[
https://issues.apache.org/jira/browse/NUTCH-2678?page=com.atlassian.jira.plugin.system.issuetabpanels:comment-tabpanel&focusedCommentId=16718708#comment-16718708
]
Sebastian Nagel edited comment on NUTCH-2678 at 12/12/18 10:04 AM:
-------------------------------------------------------------------
Hi [~markus17], I've successfully tested the latest patch. It works: the
protocol implementations are selected as configured in the
host-protocol-mapping.txt.
Two important points to consider:
# ??if no mapping is defined the method findExtension() is called just once,
as it currently also is.??
Looks like it is now called for every URL without a host mapping. Before it is
called only when a protocol ([http://|http://issues.apache.org/], https://,
[ftp://|ftp://issues.apache.org/]) is seen the first time, the result is kept
in the objectCache using the key "{{Protocol.X_POINT_ID + protocolName}}".
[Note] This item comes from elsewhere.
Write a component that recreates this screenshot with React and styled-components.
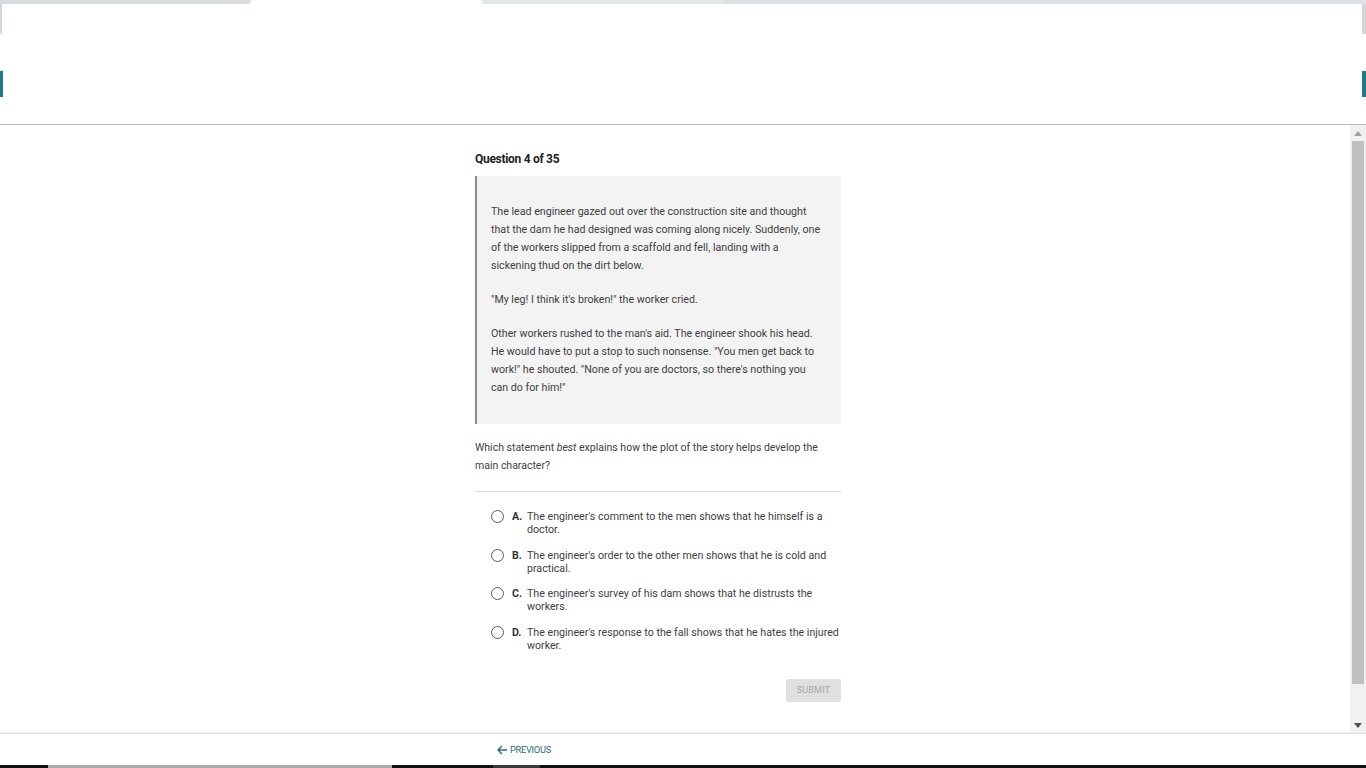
import styled, { createGlobalStyle } from "styled-components"

const GlobalStyle = createGlobalStyle`
  html, body {
    margin: 0;
    padding: 0;
    background: #ffffff;
    font-family: Roboto, "Liberation Sans", Arial, sans-serif;
    color: #333333;
  }
`

const Page = styled.div`
  width: 1366px;
  height: 768px;
  display: flex;
  flex-direction: column;
  overflow: hidden;
`

const TabStrip = styled.div`
  height: 4px;
  display: flex;
  background: #dee1e6;
`

const Tab = styled.div`
  width: ${(p) => p.w}px;
  background: ${(p) => p.bg};
  border-radius: ${(p) => (p.round ? "6px 6px 0 0" : "0")};
`

const Header = styled.header`
  height: 121px;
  border-bottom: 1px solid #b8b8b8;
  display: flex;
  justify-content: space-between;
  box-sizing: border-box;
`

const EdgeColumn = styled.div`
  width: ${(p) => p.w}px;
  display: flex;
  flex-direction: column;
`

const EdgeLine = styled.div`
  height: 30px;
  background: #d4d6da;
`

const EdgeMark = styled.div`
  margin-top: 37px;
  height: 26px;
  width: ${(p) => p.w}px;
  background: #1b7d8b;
`

const Main = styled.div`
  flex: 1;
  display: flex;
  min-height: 0;
`

const Content = styled.main`
  flex: 1;
  padding: 26px 0 0 475px;
`

const Column = styled.div`
  width: 366px;
  display: flex;
  flex-direction: column;
`

const Title = styled.h2`
  margin: 0;
  font-size: 12px;
  line-height: 16px;
  font-weight: 700;
  color: #222222;
  letter-spacing: -0.3px;
`

const Passage = styled.blockquote`
  margin: 9px 0 0 0;
  background: #f3f3f3;
  border-left: 2px solid #8c8c8c;
  padding: 11px 18px 11px 14px;
`

const Para = styled.p`
  margin: 16px 0;
  font-size: 10.65px;
  line-height: 18px;
  color: #404040;
`

const Prompt = styled.p`
  margin: 15px 0 0 0;
  font-size: 10.5px;
  line-height: 18px;
  white-space: nowrap;
  color: #404040;
  padding-bottom: 16px;
  border-bottom: 1px solid #dcdcdc;
`

const Options = styled.div`
  display: flex;
  flex-direction: column;
  gap: 12.5px;
  margin-top: 18px;
  padding-left: 16px;
`

const Option = styled.label`
  display: flex;
  align-items: flex-start;
  font-size: 10.65px;
  line-height: 13px;
  color: #404040;
`

const Radio = styled.span`
  width: 11px;
  height: 11px;
  border: 1px solid #5a5a5a;
  border-radius: 50%;
  flex: none;
`

const Letter = styled.b`
  width: 15px;
  margin-left: 8px;
  flex: none;
  font-weight: 700;
  color: #333333;
`

const OptionText = styled.span`
  flex: 1;
`

const Actions = styled.div`
  display: flex;
  justify-content: flex-end;
  margin-top: 27px;
`

const SubmitButton = styled.button`
  width: 55px;
  height: 23px;
  border: none;
  border-radius: 2px;
  background: #e0e0e0;
  color: #a6a6a6;
  font-family: Roboto, "Liberation Sans", Arial, sans-serif;
  font-size: 9px;
  letter-spacing: 0.2px;
  padding: 0;
`

const ScrollTrack = styled.div`
  width: 16px;
  background: #f1f1f1;
  display: flex;
  flex-direction: column;
  align-items: center;
`

const ScrollArrow = styled.div`
  height: 16px;
  width: 16px;
  display: flex;
  align-items: center;
  justify-content: center;
`

const ScrollThumb = styled.div`
  width: 12px;
  height: 543px;
  background: #c1c1c1;
`

const ScrollSpace = styled.div`
  flex: 1;
`

const Footer = styled.footer`
  height: 31px;
  border-top: 1px solid #dedede;
  box-shadow: 0 -1px 0 #f2f2f2;
  display: flex;
  align-items: center;
  padding-left: 497px;
`

const PrevLink = styled.a`
  display: flex;
  align-items: center;
  gap: 2px;
  color: #2a6f7d;
  font-family: Roboto, "Liberation Sans", sans-serif;
  font-size: 9.3px;
  letter-spacing: -0.3px;
  text-decoration: none;
`

const BottomBar = styled.div`
  height: 3px;
  display: flex;
  background: #111111;
`

const BarSeg = styled.div`
  width: ${(p) => p.w}px;
  background: ${(p) => p.bg};
`

const options = [
  ["A.", "The engineer's comment to the men shows that he himself is a doctor."],
  ["B.", "The engineer's order to the other men shows that he is cold and practical."],
  ["C.", "The engineer's survey of his dam shows that he distrusts the workers."],
  ["D.", "The engineer's response to the fall shows that he hates the injured worker."],
]

const Triangle = ({ up, color }) => (
  <svg width="8" height="5" viewBox="0 0 8 5">
    <path d={up ? "M0 5 L4 0 L8 5 Z" : "M0 0 L8 0 L4 5 Z"} fill={color} />
  </svg>
)

const App = () => {
  return (
    <Page>
      <GlobalStyle />
      <TabStrip>
        <Tab w={250} bg="#dadce0" />
        <Tab w={233} bg="#ffffff" round />
        <Tab w={239} bg="#e6e7ea" />
      </TabStrip>
      <Header>
        <EdgeColumn w={2}>
          <EdgeLine />
          <EdgeMark w={3} />
        </EdgeColumn>
        <EdgeColumn w={4}>
          <EdgeLine />
          <EdgeMark w={4} />
        </EdgeColumn>
      </Header>
      <Main>
        <Content>
          <Column>
            <Title>Question 4 of 35</Title>
            <Passage>
              <Para>
                The lead engineer gazed out over the construction site and thought that the dam he had
                designed was coming along nicely. Suddenly, one of the workers slipped from a scaffold
                and fell, landing with a sickening thud on the dirt below.
              </Para>
              <Para>"My leg! I think it's broken!" the worker cried.</Para>
              <Para>
                Other workers rushed to the man's aid. The engineer shook his head. He would have to put
                a stop to such nonsense. "You men get back to work!" he shouted. "None of you are
                doctors, so there's nothing you can do for him!"
              </Para>
            </Passage>
            <Prompt>
              Which statement <i>best</i> explains how the plot of the story helps develop the
              <br />
              main character?
            </Prompt>
            <Options>
              {options.map(([letter, text]) => (
                <Option key={letter}>
                  <Radio />
                  <Letter>{letter}</Letter>
                  <OptionText>{text}</OptionText>
                </Option>
              ))}
            </Options>
            <Actions>
              <SubmitButton disabled>SUBMIT</SubmitButton>
            </Actions>
          </Column>
        </Content>
        <ScrollTrack>
          <ScrollArrow>
            <Triangle up color="#a3a3a3" />
          </ScrollArrow>
          <ScrollThumb />
          <ScrollSpace />
          <ScrollArrow>
            <Triangle color="#505050" />
          </ScrollArrow>
        </ScrollTrack>
      </Main>
      <Footer>
        <PrevLink href="#">
          <svg width="11" height="10" viewBox="0 0 11 10">
            <path d="M10 5 H1.5 M5 1 L1 5 L5 9" stroke="#2a6f7d" strokeWidth="1.5" fill="none" />
          </svg>
          PREVIOUS
        </PrevLink>
      </Footer>
      <BottomBar>
        <BarSeg w={48} bg="#111111" />
        <BarSeg w={344} bg="#a9a9a9" />
        <BarSeg w={101} bg="#111111" />
        <BarSeg w={47} bg="#3a3a3a" />
      </BottomBar>
    </Page>
  )
}

export default App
# one substantial problem: we need a way to explicitly define the default
protocol plugin (as fall-back if no explicit host mapping exists)
** of course, all protocol plugin implementations used in the
host-protocol-mapping.txt need also be activated via {{plugin.includes}}
** consequently multiple protocol plugins are now activate, all of them
supporting http/https, and there is no control which plugin is selected by
findExtension()
Adding explicit mappings by protocols could solve both points, e.g.
{noformat}
protocol:http <tab> org.apache.nutch.protocol.http.Http
{noformat}
Just need to make sure that the identifier (such as {{protocol:http}}) is never
a valid hostname. But maybe there is a more elegant way to define the fall-back
protocol implementations?
Minor points:
- the host-protocol-mapping.txt should not define any mappings by default,
should be also committed as host-protocol-mapping.txt.template so that
modifications are not accidentally overwritten
- when applying the patch git reports many lines with trailing white space
- there is System.out.println(...) message (shouldn't be there)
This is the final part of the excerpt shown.